Mormon History
Mark Twain on the Massacre - 1861
"I am not given to exaggeration, and when I say a thing I mean it." Page 85
At the end of our two days' sojourn, we left Great Salt Lake City
hearty and well fed and happy--physically superb but not so very much
wiser, as regards the "Mormon question," than we were when we arrived,
perhaps. We had a deal more "information" than we had before, of
course, but we did not know what portion of it was reliable and what
was not--for it all came from acquaintances of a day--strangers,
strictly speaking. We were told, for instance, that the dreadful
"Mountain Meadows Massacre" was the work of the Indians entirely, and
that the Gentiles had meanly tried to fasten it upon the Mormons; we
were told, likewise, that the Indians were to blame, partly, and partly
the Mormons; and we were told, likewise, and just as positively, that
the Mormons were almost if not wholly and completely responsible for
that most treacherous and pitiless butchery. We got the story in all
these different shapes, but it was not till several years afterward
that Mrs.
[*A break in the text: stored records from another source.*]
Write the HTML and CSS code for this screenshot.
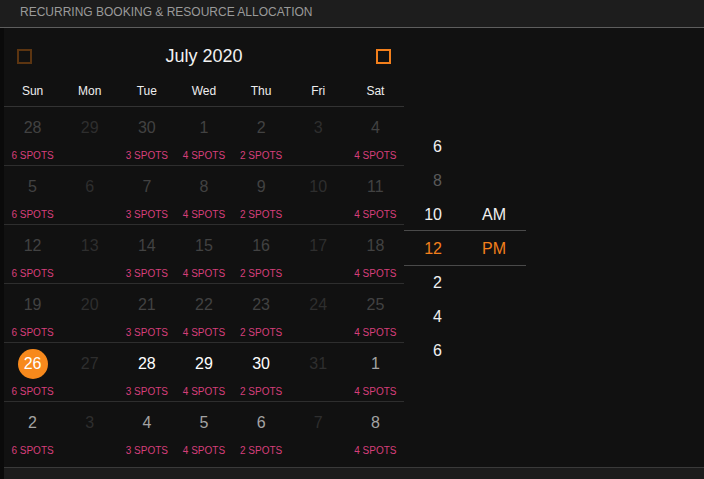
FILE: index.html
```html
<!DOCTYPE html>
<html lang="en">

<head>
    <meta charset="UTF-8">
    <meta name="viewport" content="width=device-width, initial-scale=1.0">
    <title>Recurring Booking</title>
    <link rel="stylesheet" href="styles.css">
</head>

<body>
    <div class="topbar">RECURRING BOOKING &amp; RESOURCE ALLOCATION</div>

    <div class="main">
        <div class="calendar">
            <div class="cal-head">
                <span class="nav prev"></span>
                <span class="month">July 2020</span>
                <span class="nav next"></span>
            </div>
            <div class="weekdays">
                <span>Sun</span><span>Mon</span><span>Tue</span><span>Wed</span><span>Thu</span><span>Fri</span><span>Sat</span>
            </div>

            <div class="week">
                <div class="day past"><span class="num">28</span><span class="spots">6 spots</span></div>
                <div class="day off"><span class="num">29</span></div>
                <div class="day past"><span class="num">30</span><span class="spots">3 spots</span></div>
                <div class="day past"><span class="num">1</span><span class="spots">4 spots</span></div>
                <div class="day past"><span class="num">2</span><span class="spots">2 spots</span></div>
                <div class="day off"><span class="num">3</span></div>
                <div class="day past"><span class="num">4</span><span class="spots">4 spots</span></div>
            </div>
            <div class="week">
                <div class="day past"><span class="num">5</span><span class="spots">6 spots</span></div>
                <div class="day off"><span class="num">6</span></div>
                <div class="day past"><span class="num">7</span><span class="spots">3 spots</span></div>
                <div class="day past"><span class="num">8</span><span class="spots">4 spots</span></div>
                <div class="day past"><span class="num">9</span><span class="spots">2 spots</span></div>
                <div class="day off"><span class="num">10</span></div>
                <div class="day past"><span class="num">11</span><span class="spots">4 spots</span></div>
            </div>
            <div class="week">
                <div class="day past"><span class="num">12</span><span class="spots">6 spots</span></div>
                <div class="day off"><span class="num">13</span></div>
                <div class="day past"><span class="num">14</span><span class="spots">3 spots</span></div>
                <div class="day past"><span class="num">15</span><span class="spots">4 spots</span></div>
                <div class="day past"><span class="num">16</span><span class="spots">2 spots</span></div>
                <div class="day off"><span class="num">17</span></div>
                <div class="day past"><span class="num">18</span><span class="spots">4 spots</span></div>
            </div>
            <div class="week">
                <div class="day past"><span class="num">19</span><span class="spots">6 spots</span></div>
                <div class="day off"><span class="num">20</span></div>
                <div class="day past"><span class="num">21</span><span class="spots">3 spots</span></div>
                <div class="day past"><span class="num">22</span><span class="spots">4 spots</span></div>
                <div class="day past"><span class="num">23</span><span class="spots">2 spots</span></div>
                <div class="day off"><span class="num">24</span></div>
                <div class="day past"><span class="num">25</span><span class="spots">4 spots</span></div>
            </div>
            <div class="week">
                <div class="day selected"><span class="num">26</span><span class="spots">6 spots</span></div>
                <div class="day off"><span class="num">27</span></div>
                <div class="day open"><span class="num">28</span><span class="spots">3 spots</span></div>
                <div class="day open"><span class="num">29</span><span class="spots">4 spots</span></div>
                <div class="day open"><span class="num">30</span><span class="spots">2 spots</span></div>
                <div class="day off"><span class="num">31</span></div>
                <div class="day next-month"><span class="num">1</span><span class="spots">4 spots</span></div>
            </div>
            <div class="week last">
                <div class="day next-month"><span class="num">2</span><span class="spots">6 spots</span></div>
                <div class="day off"><span class="num">3</span></div>
                <div class="day next-month"><span class="num">4</span><span class="spots">3 spots</span></div>
                <div class="day next-month"><span class="num">5</span><span class="spots">4 spots</span></div>
                <div class="day next-month"><span class="num">6</span><span class="spots">2 spots</span></div>
                <div class="day off"><span class="num">7</span></div>
                <div class="day next-month"><span class="num">8</span><span class="spots">4 spots</span></div>
            </div>
        </div>

        <div class="timepicker">
            <div class="slot"><span class="hour">6</span><span class="ampm"></span></div>
            <div class="slot faded"><span class="hour">8</span><span class="ampm"></span></div>
            <div class="slot"><span class="hour">10</span><span class="ampm">AM</span></div>
            <div class="slot active"><span class="hour">12</span><span class="ampm">PM</span></div>
            <div class="slot"><span class="hour">2</span><span class="ampm"></span></div>
            <div class="slot"><span class="hour">4</span><span class="ampm"></span></div>
            <div class="slot"><span class="hour">6</span><span class="ampm"></span></div>
        </div>
    </div>

    <div class="bottombar"></div>
</body>

</html>
```

FILE: styles.css
```css
body {
    margin: 0;
    padding: 0;
    height: 479px;
    overflow: hidden;
    background-color: #0a0a0a;
    font-family: "Liberation Sans", Arial, sans-serif;
    color: #eee;
}

.topbar {
    height: 27px;
    line-height: 25px;
    padding-left: 20px;
    background-color: #1d1d1d;
    border-bottom: 1px solid #5e5e5e;
    color: #9a9a9a;
    font-size: 12px;
}

.main {
    display: flex;
    margin-left: 4px;
    height: 439px;
    background-color: #111;
}

.calendar {
    width: 400px;
}

.cal-head {
    display: flex;
    align-items: center;
    justify-content: space-between;
    height: 56px;
    padding: 0 13px;
}

.nav {
    width: 11px;
    height: 11px;
    border: 2px solid #5c3511;
}

.nav.next {
    border-color: #f27f1c;
}

.month {
    font-size: 18px;
    color: #f2f2f2;
}

.weekdays {
    display: grid;
    grid-template-columns: repeat(7, 1fr);
    line-height: 14px;
    padding-bottom: 8px;
    border-bottom: 1px solid #333;
    font-size: 12px;
    text-align: center;
    color: #eee;
}

.week {
    display: grid;
    grid-template-columns: repeat(7, 1fr);
    height: 58px;
    border-bottom: 1px solid #2e2e2e;
}

.week.last {
    border-bottom: none;
}

.day {
    display: flex;
    flex-direction: column;
    align-items: center;
}

.num {
    width: 30px;
    height: 30px;
    margin-top: 6px;
    line-height: 30px;
    border-radius: 50%;
    text-align: center;
    font-size: 16px;
}

.spots {
    margin-top: 7px;
    line-height: 12px;
    font-size: 10px;
    text-transform: uppercase;
    color: #d63f7b;
}

.day.past .num {
    color: #424242;
}

.day.off .num {
    color: #2e2e2e;
}

.day.open .num {
    color: #fff;
}

.day.next-month .num {
    color: #a3a3a3;
}

.day.selected .num {
    background-color: #f7891c;
    color: #fff;
}

.timepicker {
    width: 122px;
    margin-top: 101px;
    align-self: flex-start;
}

.slot {
    display: flex;
    height: 34px;
    box-sizing: border-box;
    padding-top: 2px;
    align-items: center;
    font-size: 16px;
    color: #f0f0f0;
}

.slot .hour {
    width: 38px;
    text-align: right;
}

.slot .ampm {
    margin-left: 40px;
}

.slot.faded {
    color: #5a5a5a;
}

.slot.active {
    height: 36px;
    margin: -1px 0;
    border-top: 1px solid #4a4a4a;
    border-bottom: 1px solid #4a4a4a;
    color: #f27f1c;
}

.bottombar {
    height: 11px;
    margin-left: 4px;
    background-color: #1c1c1c;
    border-top: 1px solid #3a3a3a;
}
```
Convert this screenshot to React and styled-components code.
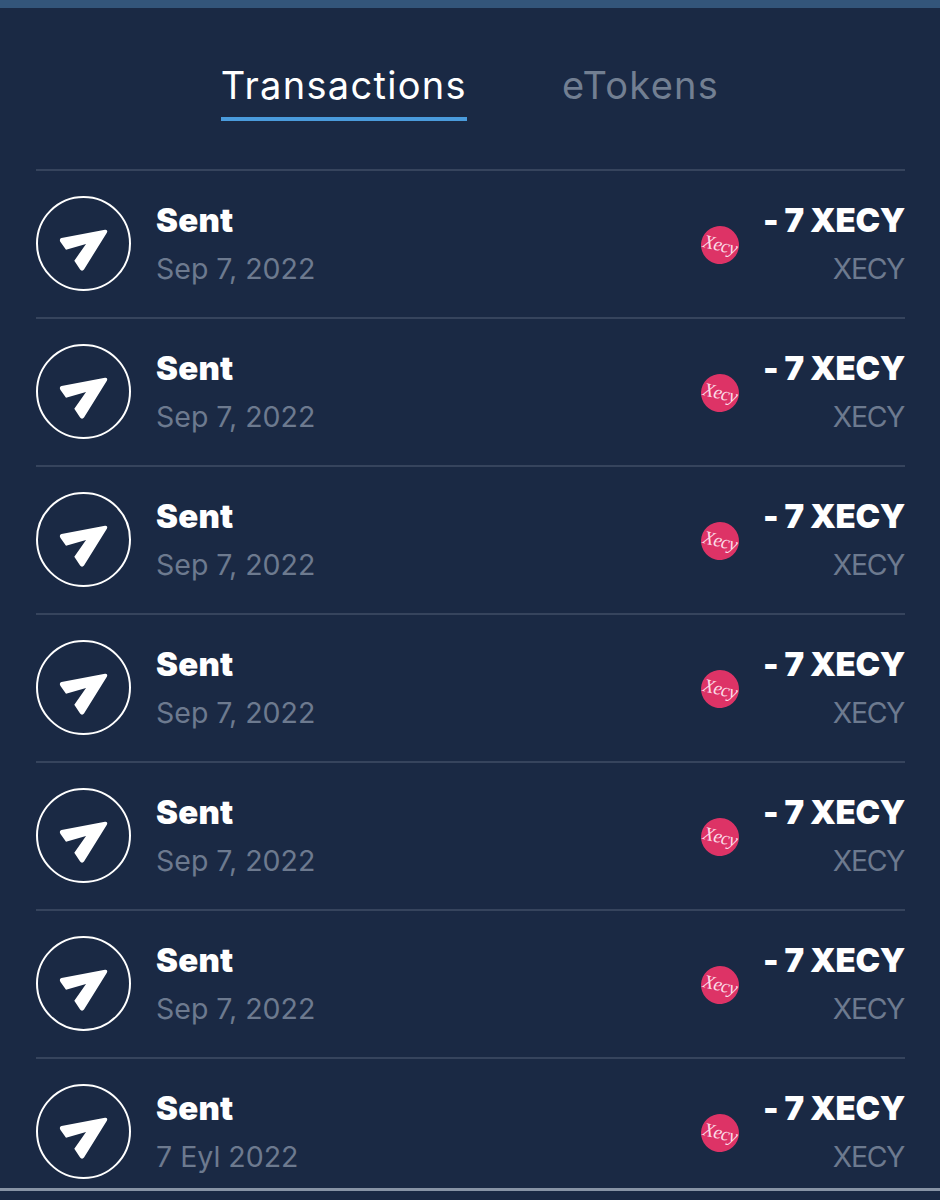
import React from 'react';
import styled, { createGlobalStyle } from 'styled-components';

const GlobalStyle = createGlobalStyle`
  html, body {
    margin: 0;
    padding: 0;
    background: #1a2944;
  }
  * {
    box-sizing: border-box;
  }
`;

const Page = styled.div`
  width: 940px;
  height: 1200px;
  overflow: hidden;
  display: flex;
  flex-direction: column;
  background: #1a2944;
  border-top: 8px solid #33557a;
  font-family: Inter, "Noto Sans", sans-serif;
`;

const Tabs = styled.div`
  flex: none;
  display: flex;
  justify-content: center;
  gap: 95px;
  height: 161px;
  padding-top: 54px;
`;

const Tab = styled.div`
  height: 59px;
  font-size: 38px;
  line-height: 46px;
  letter-spacing: 1.3px;
  color: ${(p) => (p.$active ? '#ffffff' : '#727f92')};
  border-bottom: 4px solid ${(p) => (p.$active ? '#4a9bdc' : 'transparent')};
`;

const List = styled.div`
  flex: 1;
  min-height: 0;
  overflow: hidden;
  margin: 0 35px 0 36px;
`;

const Row = styled.div`
  display: flex;
  align-items: center;
  height: 148px;
  padding-bottom: 2px;
  border-top: 2px solid #36445d;
`;

const SentCircle = styled.div`
  flex: none;
  width: 95px;
  height: 95px;
  display: flex;
  align-items: center;
  justify-content: center;
  border: 2px solid #ffffff;
  border-radius: 50%;
  svg {
    margin-top: 15px;
  }
`;

const Info = styled.div`
  flex: 1;
  margin-left: 25px;
  padding-top: 4px;
`;

const Title = styled.div`
  font-size: 33px;
  line-height: 48px;
  font-weight: 900;
  letter-spacing: 0.2px;
  color: #ffffff;
`;

const Sub = styled.div`
  font-size: 28.5px;
  line-height: 50px;
  color: #6d7a8f;
`;

const TokenLogo = styled.div`
  flex: none;
  width: 38px;
  height: 38px;
  margin: 4px 24px 0 0;
  display: flex;
  align-items: center;
  justify-content: center;
  border-radius: 50%;
  background: #dd3366;
  color: #fbdce6;
  font-family: "Liberation Serif", serif;
  font-style: italic;
  font-size: 19px;
  letter-spacing: -0.6px;
  transform: rotate(14deg);
  overflow: hidden;
`;

const Amount = styled.div`
  padding-top: 4px;
  text-align: right;
  ${Title} {
    letter-spacing: -0.35px;
  }
  ${Sub} {
    padding-right: 1px;
    letter-spacing: -1.4px;
  }
`;

const BottomBar = styled.div`
  flex: none;
  height: 12px;
  border-top: 3px solid #8793a5;
`;

const SendIcon = () => (
  <svg width="50" height="43" viewBox="0 0 50 43">
    <path
      d="M2.5 9 46 .7c1.8-.3 2.8 1.2 2 2.7L25 40.5c-1 1.6-3 1.5-3.9 0L15.3 31.7 27 15 7 20.7 1.5 13c-1.2-1.4-.6-3.6 1-4Z"
      fill="#ffffff"
    />
  </svg>
);

const rows = [
  'Sep 7, 2022',
  'Sep 7, 2022',
  'Sep 7, 2022',
  'Sep 7, 2022',
  'Sep 7, 2022',
  'Sep 7, 2022',
  '7 Eyl 2022',
];

const App = () => (
  <Page>
    <GlobalStyle />
    <Tabs>
      <Tab $active>Transactions</Tab>
      <Tab>eTokens</Tab>
    </Tabs>
    <List>
      {rows.map((date, i) => (
        <Row key={i}>
          <SentCircle>
            <SendIcon />
          </SentCircle>
          <Info>
            <Title>Sent</Title>
            <Sub>{date}</Sub>
          </Info>
          <TokenLogo>Xecy</TokenLogo>
          <Amount>
            <Title>- 7 XECY</Title>
            <Sub>XECY</Sub>
          </Amount>
        </Row>
      ))}
    </List>
    <BottomBar />
  </Page>
);

export default App;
Waite's book, "The Mormon Prophet," came out with Judge
Cradlebaugh's trial of the accused parties in it and revealed the truth
that the latter version was the correct one and that the Mormons were
the assassins. All our "information" had three sides to it, and
so I gave up the idea that I could settle the "Mormon question" in two
days. Still I have seen newspaper correspondents do it in one.